--- START OF Task input ---

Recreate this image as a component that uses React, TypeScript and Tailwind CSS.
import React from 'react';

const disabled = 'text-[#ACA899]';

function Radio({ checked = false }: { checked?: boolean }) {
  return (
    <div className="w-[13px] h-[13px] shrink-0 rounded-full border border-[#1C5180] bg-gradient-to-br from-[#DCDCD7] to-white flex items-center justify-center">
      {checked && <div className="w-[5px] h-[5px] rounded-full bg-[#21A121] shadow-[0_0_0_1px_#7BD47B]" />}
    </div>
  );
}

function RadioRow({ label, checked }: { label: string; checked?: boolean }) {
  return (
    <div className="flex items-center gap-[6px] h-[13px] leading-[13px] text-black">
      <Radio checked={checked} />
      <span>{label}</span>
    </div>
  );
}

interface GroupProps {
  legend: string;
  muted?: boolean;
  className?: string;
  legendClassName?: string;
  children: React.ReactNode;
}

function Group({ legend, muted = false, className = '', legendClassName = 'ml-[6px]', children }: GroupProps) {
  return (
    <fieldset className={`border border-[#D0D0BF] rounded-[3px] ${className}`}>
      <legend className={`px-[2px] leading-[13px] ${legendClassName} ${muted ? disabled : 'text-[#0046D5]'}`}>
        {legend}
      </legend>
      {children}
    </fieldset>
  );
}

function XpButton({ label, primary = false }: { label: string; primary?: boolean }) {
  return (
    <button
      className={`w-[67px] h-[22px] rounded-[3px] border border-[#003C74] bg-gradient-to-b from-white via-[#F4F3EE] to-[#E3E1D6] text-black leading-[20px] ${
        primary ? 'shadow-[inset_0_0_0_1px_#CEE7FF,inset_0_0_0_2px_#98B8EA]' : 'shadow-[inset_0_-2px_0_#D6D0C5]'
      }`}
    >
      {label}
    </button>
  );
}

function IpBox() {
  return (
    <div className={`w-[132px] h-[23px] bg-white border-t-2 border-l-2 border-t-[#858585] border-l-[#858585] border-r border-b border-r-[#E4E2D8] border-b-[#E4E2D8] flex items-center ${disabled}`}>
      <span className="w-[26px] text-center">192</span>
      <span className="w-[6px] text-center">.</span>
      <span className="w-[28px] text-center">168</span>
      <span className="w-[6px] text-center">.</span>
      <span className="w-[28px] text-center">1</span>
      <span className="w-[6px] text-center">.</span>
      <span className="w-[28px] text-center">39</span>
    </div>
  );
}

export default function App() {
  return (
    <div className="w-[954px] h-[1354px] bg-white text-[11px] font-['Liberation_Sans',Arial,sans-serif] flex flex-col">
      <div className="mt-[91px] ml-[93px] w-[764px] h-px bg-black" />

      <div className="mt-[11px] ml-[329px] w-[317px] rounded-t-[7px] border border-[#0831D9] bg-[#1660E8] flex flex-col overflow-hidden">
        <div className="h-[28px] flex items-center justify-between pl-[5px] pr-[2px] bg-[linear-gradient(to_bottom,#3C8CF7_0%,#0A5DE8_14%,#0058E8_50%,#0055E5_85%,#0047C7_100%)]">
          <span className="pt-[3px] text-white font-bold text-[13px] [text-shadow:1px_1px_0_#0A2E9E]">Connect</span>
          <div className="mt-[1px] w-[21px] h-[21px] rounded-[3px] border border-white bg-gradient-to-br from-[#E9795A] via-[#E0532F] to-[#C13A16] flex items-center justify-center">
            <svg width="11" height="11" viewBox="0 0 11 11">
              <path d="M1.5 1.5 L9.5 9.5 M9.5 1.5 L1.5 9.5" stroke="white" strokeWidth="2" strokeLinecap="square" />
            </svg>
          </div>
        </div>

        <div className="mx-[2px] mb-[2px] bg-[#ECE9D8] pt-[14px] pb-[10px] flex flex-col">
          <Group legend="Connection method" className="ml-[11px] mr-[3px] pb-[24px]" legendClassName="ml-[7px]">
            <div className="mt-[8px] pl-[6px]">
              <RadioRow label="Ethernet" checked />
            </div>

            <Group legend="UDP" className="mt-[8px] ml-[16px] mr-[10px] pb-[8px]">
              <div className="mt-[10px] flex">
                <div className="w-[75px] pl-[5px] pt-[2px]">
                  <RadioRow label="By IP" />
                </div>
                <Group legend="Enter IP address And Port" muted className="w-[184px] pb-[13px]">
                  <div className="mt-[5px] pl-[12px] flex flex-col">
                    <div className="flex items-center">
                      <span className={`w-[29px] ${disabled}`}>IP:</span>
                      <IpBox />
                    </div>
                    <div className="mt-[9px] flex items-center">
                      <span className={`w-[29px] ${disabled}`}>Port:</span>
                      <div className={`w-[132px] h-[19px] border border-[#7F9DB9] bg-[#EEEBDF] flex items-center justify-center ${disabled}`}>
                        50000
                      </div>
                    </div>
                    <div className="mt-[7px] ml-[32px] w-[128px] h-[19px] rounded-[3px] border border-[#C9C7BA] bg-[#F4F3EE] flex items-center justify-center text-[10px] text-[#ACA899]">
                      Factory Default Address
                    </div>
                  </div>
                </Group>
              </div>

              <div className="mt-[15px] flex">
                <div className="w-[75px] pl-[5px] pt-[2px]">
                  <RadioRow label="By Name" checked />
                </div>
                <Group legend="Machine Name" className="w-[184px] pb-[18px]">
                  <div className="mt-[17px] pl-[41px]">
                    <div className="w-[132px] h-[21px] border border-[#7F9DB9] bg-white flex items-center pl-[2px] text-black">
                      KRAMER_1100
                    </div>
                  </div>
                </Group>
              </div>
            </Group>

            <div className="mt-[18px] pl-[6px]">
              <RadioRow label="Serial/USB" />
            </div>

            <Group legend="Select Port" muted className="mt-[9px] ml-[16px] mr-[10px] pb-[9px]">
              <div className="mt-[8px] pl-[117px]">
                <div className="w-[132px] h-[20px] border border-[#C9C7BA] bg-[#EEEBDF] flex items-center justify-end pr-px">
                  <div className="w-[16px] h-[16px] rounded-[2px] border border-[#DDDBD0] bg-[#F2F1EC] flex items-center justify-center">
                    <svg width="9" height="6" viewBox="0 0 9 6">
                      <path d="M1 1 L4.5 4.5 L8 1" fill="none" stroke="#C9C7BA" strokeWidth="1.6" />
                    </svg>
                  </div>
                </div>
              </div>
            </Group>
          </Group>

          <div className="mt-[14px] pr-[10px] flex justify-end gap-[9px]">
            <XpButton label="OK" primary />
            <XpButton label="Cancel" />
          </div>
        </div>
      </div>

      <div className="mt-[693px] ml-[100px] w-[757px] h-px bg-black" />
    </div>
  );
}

--- END OF Task input ---
--- START OF Task input ---

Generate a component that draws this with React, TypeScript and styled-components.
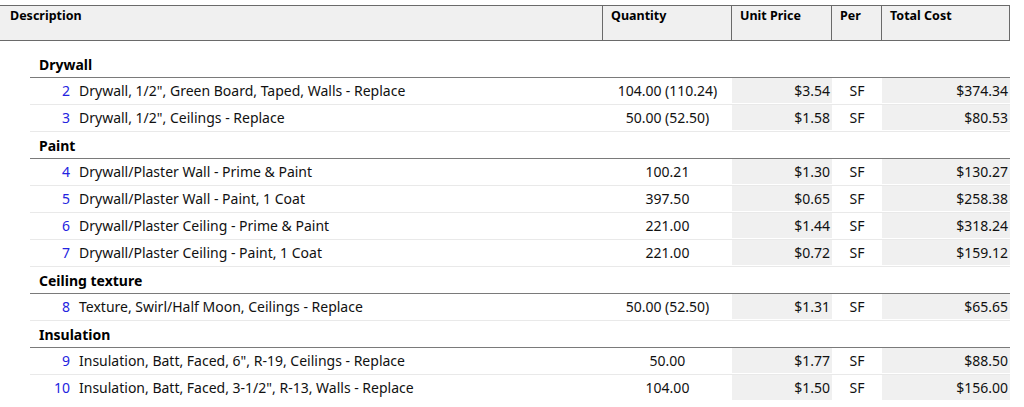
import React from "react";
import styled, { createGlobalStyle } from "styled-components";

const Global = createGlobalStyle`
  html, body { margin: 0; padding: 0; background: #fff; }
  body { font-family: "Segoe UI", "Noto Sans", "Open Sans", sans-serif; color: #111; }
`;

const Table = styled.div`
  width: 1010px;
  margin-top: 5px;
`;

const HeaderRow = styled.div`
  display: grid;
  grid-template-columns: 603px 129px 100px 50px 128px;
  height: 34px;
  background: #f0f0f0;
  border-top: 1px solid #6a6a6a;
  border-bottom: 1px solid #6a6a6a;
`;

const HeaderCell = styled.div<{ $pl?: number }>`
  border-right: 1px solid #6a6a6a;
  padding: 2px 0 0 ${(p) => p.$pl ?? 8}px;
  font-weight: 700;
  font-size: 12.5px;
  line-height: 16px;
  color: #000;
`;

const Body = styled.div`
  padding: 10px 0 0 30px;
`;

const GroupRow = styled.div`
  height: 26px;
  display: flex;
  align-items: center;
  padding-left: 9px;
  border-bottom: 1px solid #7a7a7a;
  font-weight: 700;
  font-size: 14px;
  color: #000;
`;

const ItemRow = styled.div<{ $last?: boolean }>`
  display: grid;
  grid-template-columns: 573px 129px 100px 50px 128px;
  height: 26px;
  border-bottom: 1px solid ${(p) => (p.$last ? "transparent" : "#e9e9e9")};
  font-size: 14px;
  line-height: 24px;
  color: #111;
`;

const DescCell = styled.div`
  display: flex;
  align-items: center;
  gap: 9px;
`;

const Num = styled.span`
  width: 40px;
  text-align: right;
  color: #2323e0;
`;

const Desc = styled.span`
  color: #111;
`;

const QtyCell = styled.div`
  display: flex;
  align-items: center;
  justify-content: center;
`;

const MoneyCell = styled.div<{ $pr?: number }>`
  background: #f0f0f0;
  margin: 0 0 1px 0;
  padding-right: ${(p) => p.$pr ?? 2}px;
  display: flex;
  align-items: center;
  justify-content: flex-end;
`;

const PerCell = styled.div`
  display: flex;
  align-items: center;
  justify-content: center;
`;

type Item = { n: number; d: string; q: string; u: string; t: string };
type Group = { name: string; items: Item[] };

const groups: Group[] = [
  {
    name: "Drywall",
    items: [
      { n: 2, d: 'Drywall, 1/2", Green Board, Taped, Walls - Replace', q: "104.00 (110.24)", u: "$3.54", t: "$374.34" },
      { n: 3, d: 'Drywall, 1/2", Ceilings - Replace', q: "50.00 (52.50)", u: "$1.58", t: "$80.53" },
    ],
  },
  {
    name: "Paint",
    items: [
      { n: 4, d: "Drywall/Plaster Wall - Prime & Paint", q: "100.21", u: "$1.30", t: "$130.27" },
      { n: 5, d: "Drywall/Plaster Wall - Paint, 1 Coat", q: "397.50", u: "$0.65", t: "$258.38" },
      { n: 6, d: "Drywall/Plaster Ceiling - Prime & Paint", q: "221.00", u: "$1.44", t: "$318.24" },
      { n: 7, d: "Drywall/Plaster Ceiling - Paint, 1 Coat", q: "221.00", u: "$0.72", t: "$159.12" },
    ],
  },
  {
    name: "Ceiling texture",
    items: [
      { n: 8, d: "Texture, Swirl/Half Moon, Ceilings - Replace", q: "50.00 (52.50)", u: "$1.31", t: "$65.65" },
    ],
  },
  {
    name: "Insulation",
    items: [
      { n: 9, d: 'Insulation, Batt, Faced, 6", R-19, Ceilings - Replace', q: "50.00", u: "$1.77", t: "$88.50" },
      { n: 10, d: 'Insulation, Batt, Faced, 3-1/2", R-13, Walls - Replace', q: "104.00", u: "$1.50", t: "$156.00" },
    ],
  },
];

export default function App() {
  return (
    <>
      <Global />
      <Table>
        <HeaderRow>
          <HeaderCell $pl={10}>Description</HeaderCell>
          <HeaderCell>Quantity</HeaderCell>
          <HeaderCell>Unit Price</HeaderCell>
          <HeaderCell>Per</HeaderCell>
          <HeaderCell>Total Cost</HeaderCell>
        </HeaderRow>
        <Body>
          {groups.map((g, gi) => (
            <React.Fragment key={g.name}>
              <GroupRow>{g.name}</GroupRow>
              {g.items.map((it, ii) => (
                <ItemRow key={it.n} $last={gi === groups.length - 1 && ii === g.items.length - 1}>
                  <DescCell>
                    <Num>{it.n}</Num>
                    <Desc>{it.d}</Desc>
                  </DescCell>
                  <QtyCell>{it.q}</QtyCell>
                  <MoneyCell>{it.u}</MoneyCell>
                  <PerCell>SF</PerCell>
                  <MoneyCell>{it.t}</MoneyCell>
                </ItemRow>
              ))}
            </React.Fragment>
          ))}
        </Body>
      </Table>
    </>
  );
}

--- END OF Task input ---

Set problem:
Copy out exactly the lines running from the one with "Recreate this image" to the one with "const disabled = 'text-[#ACA899]';", including both ends, and nothing more.

Answer to this task:
Recreate this image as a component that uses React, TypeScript and Tailwind CSS.
import React from 'react';

const disabled = 'text-[#ACA899]';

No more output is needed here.